A enfermeira entrou para verificar os meus sinais vitais. Ela tinha um rosto gentil e olhos tristes.
"O seu marido parecia com pressa", disse ela suavemente.
Eu não respondi. Apenas assenti.
Quando ela saiu, fechei os olhos e uma memória veio à tona. O nosso segundo aniversário de casamento, há seis meses.
Eu tinha reservado uma mesa no nosso restaurante favorito, aquele onde ele me pediu em casamento. Vesti o meu melhor vestido. Esperei por ele em casa, animada.
Ele ligou uma hora depois da hora a que devia ter chegado.
"Querida, desculpa. Não vou conseguir ir. A Clara está a ter um ataque de pânico por causa dos exames finais dela. Estou a caminho da casa dela."
"Leo, é o nosso aniversário", disse eu, a tentar manter a desilusão fora da minha voz. "Ela não pode ligar à Isabel?"
"A mãe não a consegue acalmar como eu. Tu sabes como ela é. Ela precisa de mim. Podemos celebrar no fim de semana, prometo."

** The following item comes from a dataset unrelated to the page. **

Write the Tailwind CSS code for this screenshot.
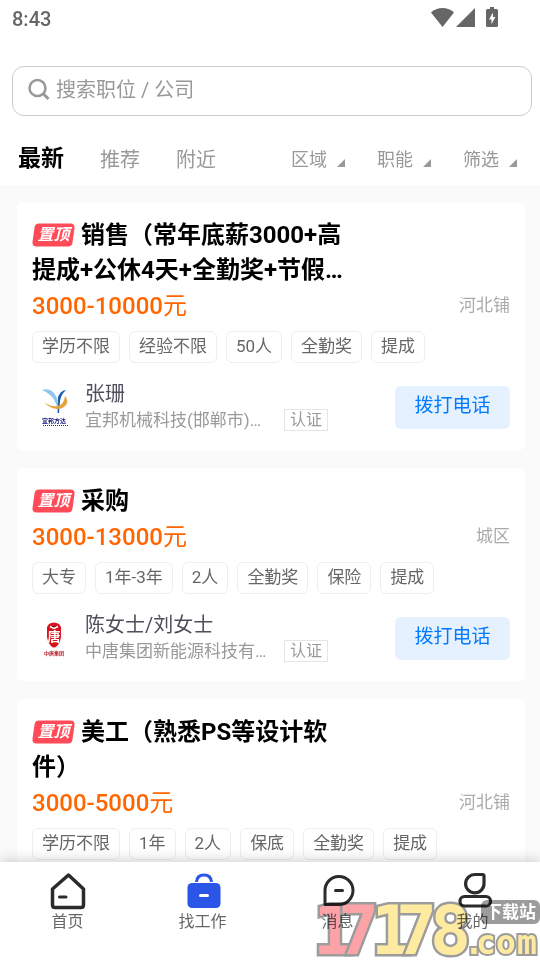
<!DOCTYPE html>
<html lang="zh-CN">

<head>
  <meta charset="UTF-8">
  <meta name="viewport" content="width=device-width, initial-scale=1.0">
  <title>找工作</title>
  <script src="https://cdn.jsdelivr.net/npm/@tailwindcss/browser@4"></script>
</head>

<body class="relative h-screen flex flex-col overflow-hidden bg-[#fafafa] text-black font-[Roboto,'Noto_Sans_CJK_SC',sans-serif]">
  <header class="bg-white">
    <!-- status bar -->
    <div class="flex items-center justify-between h-9 pl-3 pr-10 text-[#666]">
      <span class="pt-[2px] text-xl font-medium">8:43</span>
      <svg class="w-[70px] h-6" viewBox="0 0 70 24" fill="currentColor">
        <path d="M1 6.500C4 3.500 8 2 12.500 2S21 3.500 24 6.500L12.500 21Z"></path>
        <path d="M45 2V21H26Z"></path>
        <path fill-rule="evenodd" d="M60 1h4v2h2.500q1.500 0 1.500 1.500V19.500q0 1.500-1.500 1.500h-9q-1.500 0-1.500-1.500V4.500q0-1.500 1.500-1.500H60ZM63 6.500L59 13.500H61.500V18L65.500 11H63Z"></path>
      </svg>
    </div>
    <form class="mt-[30px] ml-3 mr-2 flex items-center h-[50px] pl-[14px] border border-[#ccc] rounded-xl">
      <label for="search" class="mr-1 pb-1">
        <svg class="w-[25px] h-[25px]" fill="none" stroke="#999" stroke-width="2.500" viewBox="0 0 25 25">
          <circle cx="10.500" cy="11" r="8"></circle>
          <path stroke-width="3" d="M16 16.500l5.500 5.500"></path>
        </svg>
      </label>
      <input type="search" id="search" aria-label="搜索" placeholder="搜索职位 / 公司"
        class="flex-1 min-w-0 h-11 pb-[2px] text-xl outline-none placeholder:text-[#999]">
    </form>
    <nav class="flex items-center justify-between h-[69px] pt-5 pb-[2px] pl-[18px] pr-[23px] text-[#999]">
      <div class="flex items-center gap-9 text-xl">
        <a href="#" class="text-[23px] font-bold text-black">最新</a>
        <a href="#">推荐</a>
        <a href="#">附近</a>
      </div>
      <div class="flex items-center gap-8 text-lg">
        <button class="flex items-end gap-[10px]">区域
          <svg class="w-2 h-2 mb-[7px]" viewBox="0 0 8 8" fill="currentColor"><path d="M8 0V8H0Z"></path></svg>
        </button>
        <button class="flex items-end gap-[10px]">职能
          <svg class="w-2 h-2 mb-[7px]" viewBox="0 0 8 8" fill="currentColor"><path d="M8 0V8H0Z"></path></svg>
        </button>
        <button class="flex items-end gap-[10px]">筛选
          <svg class="w-2 h-2 mb-[7px]" viewBox="0 0 8 8" fill="currentColor"><path d="M8 0V8H0Z"></path></svg>
        </button>
      </div>
    </nav>
  </header>

  <!-- job list -->
  <main class="flex-1 min-h-0 overflow-y-auto [scrollbar-width:none] flex flex-col gap-[18px] pt-[17px] pl-[17px] pr-[15px]">
    <article class="shrink-0 bg-white rounded-md px-[15px] pt-4 pb-[17px]">
      <h2 class="max-w-[328px] line-clamp-2 text-2xl leading-[35px] font-bold">
        <span class="relative inline-flex items-center justify-center w-[43px] h-6 mr-[6px] align-[3px] text-base leading-6 italic text-white">
          <svg class="absolute inset-0 w-full h-full" viewBox="0 0 43 24" fill="#ff4b57"><path d="M7 0.500H38.500Q43 0.500 42.500 5L40.500 19.500Q40 23.500 36 23.500H4.500Q0 23.500 0.500 19L2.500 4.500Q3 0.500 7 0.500Z"></path></svg>
          <span class="relative">置顶</span></span>销售（常年底薪3000+高提成+公休4天+全勤奖+节假日福利
      </h2>
      <div class="flex items-center justify-between h-[35px]">
        <p class="text-2xl text-[#ff6600]"><span class="font-medium">3000-10000</span>元</p>
        <p class="text-[17px] text-[#aaa]">河北铺</p>
      </div>
      <ul class="mt-2 flex gap-[9px] text-[17px] leading-7 text-[#666]">
        <li class="h-8 px-[9px] border border-[#eee] rounded-md">学历不限</li>
        <li class="h-8 px-[9px] border border-[#eee] rounded-md">经验不限</li>
        <li class="h-8 px-[9px] border border-[#eee] rounded-md">50人</li>
        <li class="h-8 px-[9px] border border-[#eee] rounded-md">全勤奖</li>
        <li class="h-8 px-[9px] border border-[#eee] rounded-md">提成</li>
      </ul>
      <div class="mt-[18px] flex items-center h-[52px]">
        <svg class="w-11 h-11 shrink-0" viewBox="0 0 44 44">
          <path fill="#8fc5e8" d="M10 5Q17 3 21 7Q25 11 26 18Q27 7 34 5L31 8Q28 13 27 20L25 21Q22 13 18 10Q15 7 10 5Z"></path>
          <path fill="#1d5fa8" d="M26 12Q28 6 34 5Q29 9 28 16L27 28H25.500Q26 20 26 12Z"></path>
          <path fill="#e5a43b" d="M12 17Q18 22 25 21Q32 20 33 11Q37 16 34 20Q31 24 25 24Q17 23 12 17Z"></path>
          <text x="10" y="38" font-size="6" font-weight="700" fill="#15157a">宜邦方达</text>
          <path stroke="#333" stroke-dasharray="1 1" d="M11 40.500H36"></path>
        </svg>
        <div class="ml-[9px] flex-1 min-w-0">
          <p class="text-xl leading-[26px] text-[#4f4f5c]">张珊</p>
          <div class="flex items-center">
            <p class="w-[187px] truncate text-[17px] leading-[26px] text-[#999]">宜邦机械科技(邯郸市)有限公司</p>
            <span class="ml-3 px-[5px] h-[22px] border border-[#e5e5e5] text-base leading-5 text-[#999]">认证</span>
          </div>
        </div>
        <button class="w-[115px] h-[43px] pb-[2px] rounded-md bg-[#e5f1ff] text-[19px] text-[#007aff]">拨打电话</button>
      </div>
    </article>

    <article class="shrink-0 bg-white rounded-md px-[15px] pt-4 pb-[17px]">
      <h2 class="max-w-[328px] line-clamp-2 text-2xl leading-[35px] font-bold">
        <span class="relative inline-flex items-center justify-center w-[43px] h-6 mr-[6px] align-[3px] text-base leading-6 italic text-white">
          <svg class="absolute inset-0 w-full h-full" viewBox="0 0 43 24" fill="#ff4b57"><path d="M7 0.500H38.500Q43 0.500 42.500 5L40.500 19.500Q40 23.500 36 23.500H4.500Q0 23.500 0.500 19L2.500 4.500Q3 0.500 7 0.500Z"></path></svg>
          <span class="relative">置顶</span></span>采购
      </h2>
      <div class="flex items-center justify-between h-[35px]">
        <p class="text-2xl text-[#ff6600]"><span class="font-medium">3000-13000</span>元</p>
        <p class="text-[17px] text-[#aaa]">城区</p>
      </div>
      <ul class="mt-2 flex gap-[9px] text-[17px] leading-7 text-[#666]">
        <li class="h-8 px-[9px] border border-[#eee] rounded-md">大专</li>
        <li class="h-8 px-[9px] border border-[#eee] rounded-md">1年-3年</li>
        <li class="h-8 px-[9px] border border-[#eee] rounded-md">2人</li>
        <li class="h-8 px-[9px] border border-[#eee] rounded-md">全勤奖</li>
        <li class="h-8 px-[9px] border border-[#eee] rounded-md">保险</li>
        <li class="h-8 px-[9px] border border-[#eee] rounded-md">提成</li>
      </ul>
      <div class="mt-[18px] flex items-center h-[52px]">
        <svg class="w-11 h-11 shrink-0" viewBox="0 0 44 44">
          <path fill="#d7141d" d="M17 8Q22 5 27 8L29 11V21Q28 27 25 30Q22 33 19 30Q16 27 15 21V11Z"></path>
          <text x="15.500" y="25" font-size="13" font-weight="700" fill="#fff">唐</text>
          <path stroke="#fff" stroke-width="1.500" d="M18 10.500l4 2 4-2"></path>
          <text x="12" y="39" font-size="5" font-weight="700" fill="#b3202a">中唐集团</text>
        </svg>
        <div class="ml-[9px] flex-1 min-w-0">
          <p class="text-xl leading-[26px] text-[#4f4f5c]">陈女士/刘女士</p>
          <div class="flex items-center">
            <p class="w-[187px] truncate text-[17px] leading-[26px] text-[#999]">中唐集团新能源科技有限公司</p>
            <span class="ml-3 px-[5px] h-[22px] border border-[#e5e5e5] text-base leading-5 text-[#999]">认证</span>
          </div>
        </div>
        <button class="w-[115px] h-[43px] pb-[2px] rounded-md bg-[#e5f1ff] text-[19px] text-[#007aff]">拨打电话</button>
      </div>
    </article>

    <article class="shrink-0 bg-white rounded-md px-[15px] pt-4 pb-[17px]">
      <h2 class="max-w-[328px] line-clamp-2 text-2xl leading-[35px] font-bold">
        <span class="relative inline-flex items-center justify-center w-[43px] h-6 mr-[6px] align-[3px] text-base leading-6 italic text-white">
          <svg class="absolute inset-0 w-full h-full" viewBox="0 0 43 24" fill="#ff4b57"><path d="M7 0.500H38.500Q43 0.500 42.500 5L40.500 19.500Q40 23.500 36 23.500H4.500Q0 23.500 0.500 19L2.500 4.500Q3 0.500 7 0.500Z"></path></svg>
          <span class="relative">置顶</span></span>美工（熟悉PS等设计软件）
      </h2>
      <div class="flex items-center justify-between h-[35px]">
        <p class="text-2xl text-[#ff6600]"><span class="font-medium">3000-5000</span>元</p>
        <p class="text-[17px] text-[#aaa]">河北铺</p>
      </div>
      <ul class="mt-2 flex gap-[9px] text-[17px] leading-7 text-[#666]">
        <li class="h-8 px-[9px] border border-[#eee] rounded-md">学历不限</li>
        <li class="h-8 px-[9px] border border-[#eee] rounded-md">1年</li>
        <li class="h-8 px-[9px] border border-[#eee] rounded-md">2人</li>
        <li class="h-8 px-[9px] border border-[#eee] rounded-md">保底</li>
        <li class="h-8 px-[9px] border border-[#eee] rounded-md">全勤奖</li>
        <li class="h-8 px-[9px] border border-[#eee] rounded-md">提成</li>
      </ul>
    </article>
  </main>

  <!-- tab bar -->
  <nav class="relative grid grid-cols-4 h-[98px] pt-[9px] bg-white text-base leading-[22px] text-[#666] shadow-[0_-2px_12px_rgba(0,0,0,0.18)]">
    <a href="#" class="flex flex-col items-center">
      <svg class="w-10 h-10" viewBox="0 0 40 40" fill="none" stroke="#2b2b2b" stroke-width="3.500" stroke-linecap="round" stroke-linejoin="round">
        <path d="M20.500 4L35.500 18V34Q35.500 36.500 33 36.500H7Q4.500 36.500 4.500 34V18Z"></path>
        <path stroke-width="3" d="M11.500 26H18"></path>
      </svg>
      首页
    </a>
    <a href="#" class="flex flex-col items-center">
      <svg class="w-10 h-10" viewBox="0 0 40 40" fill="none" stroke-width="3">
        <path stroke="#2b55e6" d="M13.500 11Q14 4 21 4T28.500 11"></path>
        <rect x="4.500" y="12" width="33" height="25" rx="4.500" fill="#2b55e6"></rect>
        <path stroke="#fff" stroke-linecap="round" d="M17.500 24.500H24.500"></path>
      </svg>
      找工作
    </a>
    <a href="#" class="flex flex-col items-center">
      <svg class="w-10 h-10" viewBox="0 0 40 40" fill="none" stroke="#2b2b2b" stroke-width="3" stroke-linecap="round" stroke-linejoin="round">
        <path d="M7 33.500V20A14 14 0 1 1 21 33.500Z"></path>
        <path d="M17.500 19.500H24.500"></path>
      </svg>
      消息
    </a>
    <a href="#" class="flex flex-col items-center">
      <svg class="w-10 h-10" viewBox="0 0 40 40" fill="none" stroke="#2b2b2b" stroke-width="3.200" stroke-linejoin="round">
        <path d="M22 3.500H29.500Q31 3.500 31 5V12.500A9.200 9.200 0 1 1 22 3.500Z"></path>
        <rect x="7" y="25.500" width="30.500" height="9.500" rx="4.500"></rect>
      </svg>
      我的
    </a>
  </nav>

  <!-- download site stamp, lies over the tab bar -->
  <svg class="absolute right-0 bottom-0 w-[225px] h-[62px] pointer-events-none mix-blend-multiply" viewBox="0 0 225 62"
    font-family="'DejaVu Sans Mono',monospace" font-weight="700">
    <g stroke="#9c9c9c" stroke-width="5" stroke-linejoin="miter" paint-order="stroke">
      <g font-size="68">
        <text y="56" fill="#fda3a8"><tspan x="-2">1</tspan><tspan x="23">7</tspan></text>
        <text y="56" fill="#feeba0"><tspan x="56">1</tspan><tspan x="81">7</tspan><tspan x="115">8</tspan></text>
      </g>
      <text y="56" font-size="33" stroke-width="4" fill="#feeba0"><tspan x="149">.</tspan><tspan x="161">c</tspan><tspan x="181">o</tspan><tspan x="202">m</tspan></text>
    </g>
    <rect x="166" y="2" width="59" height="24" rx="6" fill="#9c9c9c"></rect>
    <text x="170" y="20" font-size="17" fill="#fff" font-family="'Noto Sans CJK SC',sans-serif">下载站</text>
  </svg>
</body>

</html>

Nós não celebrámos no fim de semana. A Clara "precisou" dele para a ajudar a estudar. E depois para a levar a comprar um "vestido de recompensa" por ter sobrevivido aos exames.
O nosso aniversário passou sem ser mencionado novamente.
Na altura, engoli a minha mágoa. Disse a mim mesma que estava a ser compreensiva. Disse a mim mesma que a família é complicada.
Mas agora, deitada nesta cama de hospital, a verdade era clara. Não era complicação familiar. Era uma escolha. Ele escolhia-a sempre.
O meu pequeno desconforto, a minha pequena celebração, a minha pequena vida... tudo era secundário em relação ao mais ínfimo capricho da Clara.
E agora, a vida do nosso filho também tinha sido secundária.
Abri os olhos. A clareza era dolorosa. Todas as pequenas concessões, todas as desculpas que dei por ele, todas as vezes que me coloquei em segundo lugar... acumularam-se até este momento.
O incêndio não começou a nossa tragédia. Apenas a expôs em plena luz do dia.